* Task details *
Return the whole listing, keeping every character the same.

* Stored data *
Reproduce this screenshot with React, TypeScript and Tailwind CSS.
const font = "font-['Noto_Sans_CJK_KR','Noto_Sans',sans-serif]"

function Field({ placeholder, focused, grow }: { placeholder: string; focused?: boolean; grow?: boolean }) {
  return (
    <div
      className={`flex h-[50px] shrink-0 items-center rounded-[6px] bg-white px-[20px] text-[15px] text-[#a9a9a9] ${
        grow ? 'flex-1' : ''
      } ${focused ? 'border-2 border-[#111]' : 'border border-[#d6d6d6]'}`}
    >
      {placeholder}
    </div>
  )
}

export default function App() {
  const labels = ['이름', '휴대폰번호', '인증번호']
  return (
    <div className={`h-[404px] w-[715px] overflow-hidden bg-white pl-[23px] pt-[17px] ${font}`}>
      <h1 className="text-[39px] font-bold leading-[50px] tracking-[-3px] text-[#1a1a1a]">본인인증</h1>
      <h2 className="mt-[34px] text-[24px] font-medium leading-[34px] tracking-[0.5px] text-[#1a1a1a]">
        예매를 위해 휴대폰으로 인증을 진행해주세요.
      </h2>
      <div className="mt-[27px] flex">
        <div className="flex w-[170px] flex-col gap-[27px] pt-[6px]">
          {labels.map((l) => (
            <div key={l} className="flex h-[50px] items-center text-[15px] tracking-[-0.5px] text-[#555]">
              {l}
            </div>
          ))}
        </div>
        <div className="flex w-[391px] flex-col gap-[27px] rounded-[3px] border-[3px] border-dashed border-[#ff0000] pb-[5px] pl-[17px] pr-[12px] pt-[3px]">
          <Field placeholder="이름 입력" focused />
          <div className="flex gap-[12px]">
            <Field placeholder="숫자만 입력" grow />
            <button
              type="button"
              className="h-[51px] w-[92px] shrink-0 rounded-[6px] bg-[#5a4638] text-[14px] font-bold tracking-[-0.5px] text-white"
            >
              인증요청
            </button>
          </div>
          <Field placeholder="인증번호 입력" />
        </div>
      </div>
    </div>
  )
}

* Answer below *
Reproduce this screenshot with React, TypeScript and Tailwind CSS.
const font = "font-['Noto_Sans_CJK_KR','Noto_Sans',sans-serif]"

function Field({ placeholder, focused, grow }: { placeholder: string; focused?: boolean; grow?: boolean }) {
  return (
    <div
      className={`flex h-[50px] shrink-0 items-center rounded-[6px] bg-white px-[20px] text-[15px] text-[#a9a9a9] ${
        grow ? 'flex-1' : ''
      } ${focused ? 'border-2 border-[#111]' : 'border border-[#d6d6d6]'}`}
    >
      {placeholder}
    </div>
  )
}

export default function App() {
  const labels = ['이름', '휴대폰번호', '인증번호']
  return (
    <div className={`h-[404px] w-[715px] overflow-hidden bg-white pl-[23px] pt-[17px] ${font}`}>
      <h1 className="text-[39px] font-bold leading-[50px] tracking-[-3px] text-[#1a1a1a]">본인인증</h1>
      <h2 className="mt-[34px] text-[24px] font-medium leading-[34px] tracking-[0.5px] text-[#1a1a1a]">
        예매를 위해 휴대폰으로 인증을 진행해주세요.
      </h2>
      <div className="mt-[27px] flex">
        <div className="flex w-[170px] flex-col gap-[27px] pt-[6px]">
          {labels.map((l) => (
            <div key={l} className="flex h-[50px] items-center text-[15px] tracking-[-0.5px] text-[#555]">
              {l}
            </div>
          ))}
        </div>
        <div className="flex w-[391px] flex-col gap-[27px] rounded-[3px] border-[3px] border-dashed border-[#ff0000] pb-[5px] pl-[17px] pr-[12px] pt-[3px]">
          <Field placeholder="이름 입력" focused />
          <div className="flex gap-[12px]">
            <Field placeholder="숫자만 입력" grow />
            <button
              type="button"
              className="h-[51px] w-[92px] shrink-0 rounded-[6px] bg-[#5a4638] text-[14px] font-bold tracking-[-0.5px] text-white"
            >
              인증요청
            </button>
          </div>
          <Field placeholder="인증번호 입력" />
        </div>
      </div>
    </div>
  )
}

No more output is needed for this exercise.